Exercise -
Wherever the word "page" shows up in a line, please copy that line.

==*==

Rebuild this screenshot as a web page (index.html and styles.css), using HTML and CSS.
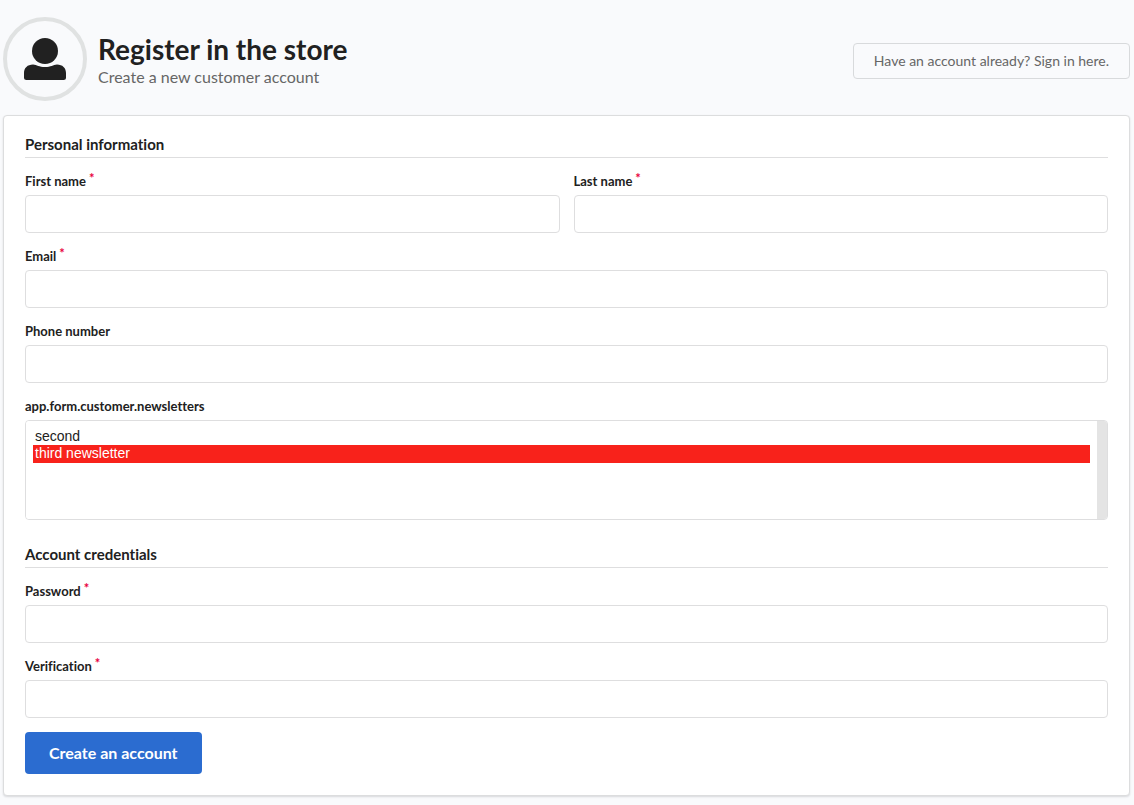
FILE: index.html
```html
<!DOCTYPE html>
<html lang="en">
<head>
<meta charset="utf-8">
<title>Register in the store</title>
<meta name="viewport" content="width=device-width, initial-scale=1">
<link rel="stylesheet" href="styles.css">
</head>
<body>
<main class="page">
  <header class="page-header">
    <div class="avatar">
      <svg class="avatar-icon" viewBox="0 0 42 42" aria-hidden="true">
        <circle cx="21" cy="13" r="13"/>
        <path d="M9 26.500C13 27 15 29 21 29S29 27 33 26.500C38.500 26.500 42 30 42 35V39.500Q42 42 39.500 42H2.500Q0 42 0 39.500V35C0 30 3.500 26.500 9 26.500Z"/>
      </svg>
    </div>
    <div class="headline">
      <h1 class="title">Register in the store</h1>
      <p class="subtitle">Create a new customer account</p>
    </div>
    <a class="signin" href="#">Have an account already? Sign in here.</a>
  </header>

  <form class="card">
    <h2 class="section-title">Personal information</h2>
    <div class="field-row">
      <div class="field">
        <label class="label required" for="first-name">First name</label>
        <input class="control" id="first-name" type="text" required>
      </div>
      <div class="field">
        <label class="label required" for="last-name">Last name</label>
        <input class="control" id="last-name" type="text" required>
      </div>
    </div>
    <div class="field">
      <label class="label required" for="email">Email</label>
      <input class="control" id="email" type="email" required>
    </div>
    <div class="field">
      <label class="label" for="phone">Phone number</label>
      <input class="control" id="phone" type="tel">
    </div>
    <div class="field">
      <label class="label" for="newsletters">app.form.customer.newsletters</label>
      <div class="list-box">
        <select class="list" id="newsletters" multiple>
          <option class="option">second</option>
          <option class="option" selected>third newsletter</option>
        </select>
        <div class="list-track"></div>
      </div>
    </div>
    <h2 class="section-title section-title-next">Account credentials</h2>
    <div class="field">
      <label class="label required" for="password">Password</label>
      <input class="control" id="password" type="password" required>
    </div>
    <div class="field">
      <label class="label required" for="verification">Verification</label>
      <input class="control" id="verification" type="password" required>
    </div>
    <button class="submit" type="submit">Create an account</button>
  </form>
</main>
</body>
</html>
```
FILE: styles.css
```css
* {
  box-sizing: border-box;
}

body {
  margin: 0;
  background: #f9fafc;
  color: #212121;
  font-family: Lato, "Liberation Sans", sans-serif;
  font-size: 14px;
  font-variant-ligatures: none;
}

.page {
  padding: 17px 4px 8px 3px;
}

.page-header {
  display: flex;
  align-items: center;
  margin-bottom: 14px;
}

.avatar {
  display: flex;
  flex: none;
  align-items: center;
  justify-content: center;
  width: 84px;
  height: 84px;
  border: 4px solid #e0e2e2;
  border-radius: 50%;
}

.avatar-icon {
  width: 42px;
  height: 42px;
  fill: #212121;
}

.headline {
  flex: 1;
  padding: 0 0 2px 11px;
}

.title {
  margin: 0;
  font-size: 28px;
  line-height: 36px;
}

.subtitle {
  margin: 0;
  color: #666;
  font-size: 16px;
  line-height: 19px;
}

.signin {
  margin-top: 4px;
  padding: 10px 20px;
  border: 1px solid #d8dadc;
  border-radius: 4px;
  color: #666;
  line-height: 14px;
  text-decoration: none;
}

.card {
  padding: 21px;
  background: #fff;
  border: 1px solid #dcddde;
  border-radius: 4px;
  box-shadow: 0 1px 2px rgba(34, 36, 38, 0.15);
}

.section-title {
  margin: 0 0 14px;
  padding-bottom: 5px;
  border-bottom: 1px solid #dededf;
  font-size: 15px;
  line-height: 15px;
}

.section-title-next {
  margin-top: 27px;
}

.field-row {
  display: grid;
  grid-template-columns: 1fr 1fr;
  gap: 14px;
}

.field {
  display: flex;
  flex-direction: column;
  margin-bottom: 14px;
}

.label {
  margin-bottom: 4px;
  font-size: 13px;
  font-weight: 700;
  line-height: 19px;
}

.required::after {
  content: "*";
  display: inline-block;
  margin: -3px 0 0 3px;
  color: #e8003c;
  vertical-align: top;
}

.control {
  width: 100%;
  height: 38px;
  padding: 9px 14px;
  border: 1px solid #dededf;
  border-radius: 4px;
  background: #fff;
  color: inherit;
  font: inherit;
}

.list-box {
  display: flex;
  height: 100px;
  overflow: hidden;
  border: 1px solid #dededf;
  border-radius: 4px;
  background: #fff;
}

.list {
  flex: 1;
  padding: 7px;
  border: 0;
  background: #fff;
  color: #212121;
  font: 14px "Liberation Sans", Arial, sans-serif;
}

.list-track {
  width: 10px;
  background: #e4e4e4;
}

.option:checked {
  padding-bottom: 2px;
  background: #f8221b linear-gradient(#f8221b, #f8221b);
  color: #fff;
}

.submit {
  display: block;
  padding: 12px 24px;
  border: 0;
  border-radius: 4px;
  background: #2b6cd0;
  color: #fff;
  font: 700 16px/18px Lato, "Liberation Sans", sans-serif;
}
```
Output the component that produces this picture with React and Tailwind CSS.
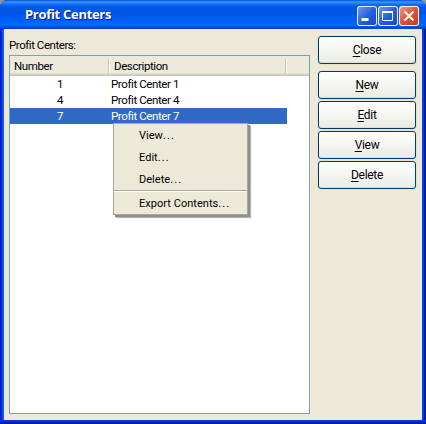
import React from "react";

const rows = [
  ["1", "Profit Center 1"],
  ["4", "Profit Center 4"],
  ["7", "Profit Center 7"],
];

function ActionButton({ label, className = "" }) {
  return (
    <button
      className={`block h-7 w-[98px] rounded-[3px] border border-[#003c74] bg-linear-to-b from-white via-[#f5f5f1] to-[#ebebe4] text-center text-[12px] leading-[27px] tracking-[-0.3px] shadow-[0_0_0_1px_#e4e1d1,inset_0_-1px_0_#dedbd0] ${className}`}
    >
      <span className="underline underline-offset-2">{label[0]}</span>
      {label.slice(1)}
    </button>
  );
}

function CaptionButton({ close = false, children }) {
  return (
    <span
      className={`flex size-5 items-center justify-center rounded-[3px] border border-white/90 ${
        close
          ? "bg-linear-to-br from-[#ee987f] via-[#df5330] to-[#c53a16]"
          : "bg-linear-to-br from-[#7297f0] via-[#295ee0] to-[#1648cc]"
      }`}
    >
      <svg width="18" height="18" viewBox="0 0 18 18" fill="none" stroke="white">
        {children}
      </svg>
    </span>
  );
}

function MenuItem({ children }) {
  return (
    <div className="h-[22px] pl-[25px] text-[11px] leading-[23px] tracking-[0.03px] whitespace-nowrap">
      {children}
      <span className="tracking-[1.1px]">...</span>
    </div>
  );
}

export default function App() {
  return (
    <div className="h-[424px] w-[426px] overflow-hidden bg-[#9c998c] font-['Roboto',sans-serif] text-black">
      <div className="flex h-full flex-col overflow-hidden rounded-t-[7px] bg-[#0831d9]">
        <header className="flex h-[29px] shrink-0 items-center bg-[linear-gradient(to_bottom,#0653d8_0,#3c94ff_2px,#1673f5_4px,#0058e8_7px,#0054e3_14px,#0060fa_20px,#0068ff_25px,#0052dc_27px,#003fc6_29px)] pr-[7px] pl-[25px]">
          <h1 className="mr-auto font-['Open_Sans',sans-serif] text-[13px] font-bold tracking-[-0.3px] text-white [text-shadow:1px_1px_#0a1883]">
            Profit Centers
          </h1>
          <div className="flex gap-px pt-[3px]">
            <CaptionButton>
              <path d="M3.5 12.5h7" strokeWidth="3" />
            </CaptionButton>
            <CaptionButton>
              <path d="M3.5 4.5h10v9h-10z" />
              <path d="M3 5h11" strokeWidth="2" />
            </CaptionButton>
            <CaptionButton close>
              <path d="M4.5 4.5l9 9M13.5 4.5l-9 9" strokeWidth="2" />
            </CaptionButton>
          </div>
        </header>
        <div className="flex flex-1 bg-[linear-gradient(to_right,#0019cf_0,#0831d9_2px,#166aee_3px,#0855dd_4px,#0855dd_422px,#0040e8_422px,#0040e8_424px,#001ea0_424px,#00138c_426px)] px-1">
          <main className="flex h-[391px] w-[418px] bg-[#ece9d8] pl-[5px]">
            <section className="w-[301px]">
              <div className="h-[26px] pt-[9px] text-[11.5px] leading-[14px] tracking-[-0.45px]">
                Profit Centers:
              </div>
              <div className="relative h-[359px] w-[301px] border border-[#7f9db9] bg-white text-[11.5px] tracking-[-0.4px]">
                <div className="flex h-5 items-center bg-[#ebeadb] shadow-[inset_0_-1px_#cbc7b8,inset_0_-2px_#d6d2c2,inset_0_-3px_#e2decd]">
                  <div className="flex h-[14px] w-[99px] items-center border-r border-[#c7c5b2] pt-px pl-1">
                    Number
                  </div>
                  <div className="flex h-[14px] w-[177px] items-center border-r border-l border-r-[#c7c5b2] border-l-white pt-px pl-1">
                    Description
                  </div>
                  <div className="h-[14px] w-px bg-white" />
                </div>
                {rows.map(([num, name], i) => (
                  <div
                    key={num}
                    className={`flex h-4 w-[277px] items-center pt-[2px] ${i === 2 ? "bg-[#316ac5] text-white" : ""}`}
                  >
                    <span className="w-[101px] pl-[47px]">{num}</span>
                    <span>{name}</span>
                  </div>
                ))}
                <div className="absolute top-[67px] left-[103px] h-[92px] w-[135px] border border-[#aca899] bg-[#ece9d8] shadow-[2px_2px_0_#8e8e8e,3px_3px_1px_#b5b5b5]">
                  <MenuItem>View</MenuItem>
                  <MenuItem>Edit</MenuItem>
                  <MenuItem>Delete</MenuItem>
                  <div className="h-[2px] border-t border-b border-t-[#aca899] border-b-white" />
                  <MenuItem>Export Contents</MenuItem>
                </div>
              </div>
            </section>
            <aside className="flex flex-col gap-[2px] pt-[7px] pl-2">
              <ActionButton label="Close" className="mb-[5px]" />
              <ActionButton label="New" />
              <ActionButton label="Edit" />
              <ActionButton label="View" />
              <ActionButton label="Delete" />
            </aside>
          </main>
        </div>
        <div className="h-1 shrink-0 bg-linear-to-b from-[#0040e8] to-[#00138c]" />
      </div>
    </div>
  );
}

==*==

Output of the exercise -
Rebuild this screenshot as a web page (index.html and styles.css), using HTML and CSS.
<main class="page">
  <header class="page-header">
.page {
.page-header {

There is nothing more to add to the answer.